[Data block start]
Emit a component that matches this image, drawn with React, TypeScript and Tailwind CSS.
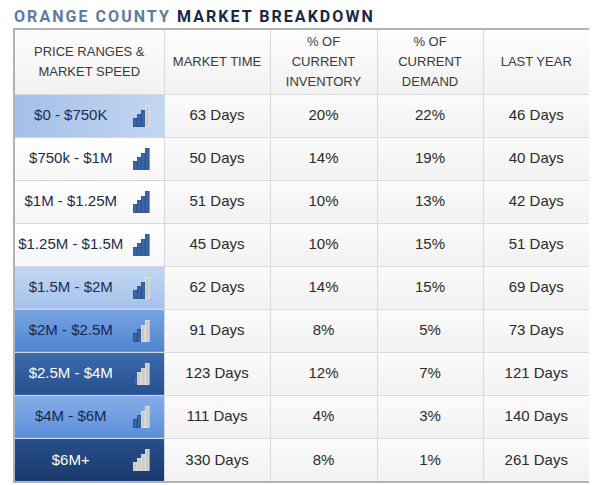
import React from "react";

type Row = {
  range: string;
  time: string;
  inv: string;
  dem: string;
  last: string;
  blue: number;
  bg: string;
  text: string;
};

const rows: Row[] = [
  { range: "$0 - $750K", time: "63 Days", inv: "20%", dem: "22%", last: "46 Days", blue: 3, bg: "bg-gradient-to-r from-[#a3bfe8] to-[#c3d6f1]", text: "text-[#1c2d4d]" },
  { range: "$750k - $1M", time: "50 Days", inv: "14%", dem: "19%", last: "40 Days", blue: 4, bg: "bg-gradient-to-b from-[#ffffff] to-[#f6f6f6]", text: "text-[#1c2d4d]" },
  { range: "$1M - $1.25M", time: "51 Days", inv: "10%", dem: "13%", last: "42 Days", blue: 4, bg: "bg-gradient-to-b from-[#ffffff] to-[#f6f6f6]", text: "text-[#1c2d4d]" },
  { range: "$1.25M - $1.5M", time: "45 Days", inv: "10%", dem: "15%", last: "51 Days", blue: 4, bg: "bg-gradient-to-b from-[#ffffff] to-[#f6f6f6]", text: "text-[#1c2d4d]" },
  { range: "$1.5M - $2M", time: "62 Days", inv: "14%", dem: "15%", last: "69 Days", blue: 3, bg: "bg-gradient-to-b from-[#c2d6f1] to-[#a6c2ea]", text: "text-[#1c2d4d]" },
  { range: "$2M - $2.5M", time: "91 Days", inv: "8%", dem: "5%", last: "73 Days", blue: 2, bg: "bg-gradient-to-b from-[#78a3e2] to-[#4f84d0]", text: "text-[#14284f]" },
  { range: "$2.5M - $4M", time: "123 Days", inv: "12%", dem: "7%", last: "121 Days", blue: 1, bg: "bg-gradient-to-b from-[#3c6aab] to-[#27518f]", text: "text-white" },
  { range: "$4M - $6M", time: "111 Days", inv: "4%", dem: "3%", last: "140 Days", blue: 2, bg: "bg-gradient-to-b from-[#86aee7] to-[#5a8ed8]", text: "text-[#14284f]" },
  { range: "$6M+", time: "330 Days", inv: "8%", dem: "1%", last: "261 Days", blue: 0, bg: "bg-gradient-to-b from-[#29508a] to-[#1a3a6c]", text: "text-white" },
];

function Bars({ blue }: { blue: number }) {
  const heights = [8, 12, 16, 21];
  return (
    <svg width="17" height="22" viewBox="0 0 17 22" className="block shrink-0">
      {heights.map((h, i) => {
        const isBlue = i < blue;
        return (
          <rect
            key={i}
            x={0.5 + i * 4}
            y={21.5 - h}
            width={3.6}
            height={h}
            fill={isBlue ? "#3b66a6" : "#c9c9c6"}
            stroke={isBlue ? "#254a85" : "#e8e8e4"}
            strokeWidth={0.8}
          />
        );
      })}
    </svg>
  );
}

export default function App() {
  const cell =
    "border border-[#d9d9d9] bg-gradient-to-b from-[#fbfbfb] to-[#f1f1f1] text-center text-[15px] text-[#2b2b2b]";
  const head =
    "border border-[#d9d9d9] bg-gradient-to-b from-[#fdfdfd] to-[#f1f1f1] text-center text-[13px] leading-[20px] text-[#3a3a3a] font-normal";
  return (
    <div className="w-[600px] h-[485px] bg-white overflow-hidden" style={{ fontFamily: '"Liberation Sans", Arial, sans-serif' }}>
      <div
        className="pl-[14px] pt-[7px] h-[28px] text-[16px] font-bold tracking-[2.05px] leading-[20px]"
        style={{ fontFamily: 'Roboto, "Liberation Sans", sans-serif' }}
      >
        <span className="text-[#5b7ba3]">ORANGE COUNTY </span>
        <span className="text-[#17284a]">MARKET BREAKDOWN</span>
      </div>
      <div className="ml-[13px] w-[576px] border-2 border-[#b3b3b3]">
        <table className="w-full border-collapse table-fixed">
          <colgroup>
            <col className="w-[149px]" />
            <col className="w-[106px]" />
            <col className="w-[107px]" />
            <col className="w-[106px]" />
            <col className="w-[106px]" />
          </colgroup>
          <thead>
            <tr className="h-[64px]">
              <th className={`${head} border-t-0 border-l-0`}>
                PRICE RANGES &amp;
                <br />
                MARKET SPEED
              </th>
              <th className={`${head} border-t-0`}>MARKET TIME</th>
              <th className={`${head} border-t-0`}>
                % OF
                <br />
                CURRENT
                <br />
                INVENTORY
              </th>
              <th className={`${head} border-t-0`}>
                % OF
                <br />
                CURRENT
                <br />
                DEMAND
              </th>
              <th className={`${head} border-t-0 border-r-0`}>LAST YEAR</th>
            </tr>
          </thead>
          <tbody>
            {rows.map((r, i) => {
              const last = i === rows.length - 1;
              return (
                <tr key={r.range} className="h-[43px]">
                  <td className={`border border-[#d0d8e4] border-l-0 ${last ? "border-b-0" : ""} ${r.bg} ${r.text} p-0`}>
                    <div className="flex items-center pl-0 pr-[14px]">
                      <span className="flex-1 min-w-0 text-center text-[15px] whitespace-nowrap">{r.range}</span>
                      <span className="ml-[6px] shrink-0 flex items-center">
                        <Bars blue={r.blue} />
                      </span>
                    </div>
                  </td>
                  <td className={`${cell} ${last ? "border-b-0" : ""}`}>{r.time}</td>
                  <td className={`${cell} ${last ? "border-b-0" : ""}`}>{r.inv}</td>
                  <td className={`${cell} ${last ? "border-b-0" : ""}`}>{r.dem}</td>
                  <td className={`${cell} border-r-0 ${last ? "border-b-0" : ""}`}>{r.last}</td>
                </tr>
              );
            })}
          </tbody>
        </table>
      </div>
    </div>
  );
}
[Data block end]
Gather up every line from the listing above in which the word "React" occurs.

Emit a component that matches this image, drawn with React, TypeScript and Tailwind CSS.
import React from "react";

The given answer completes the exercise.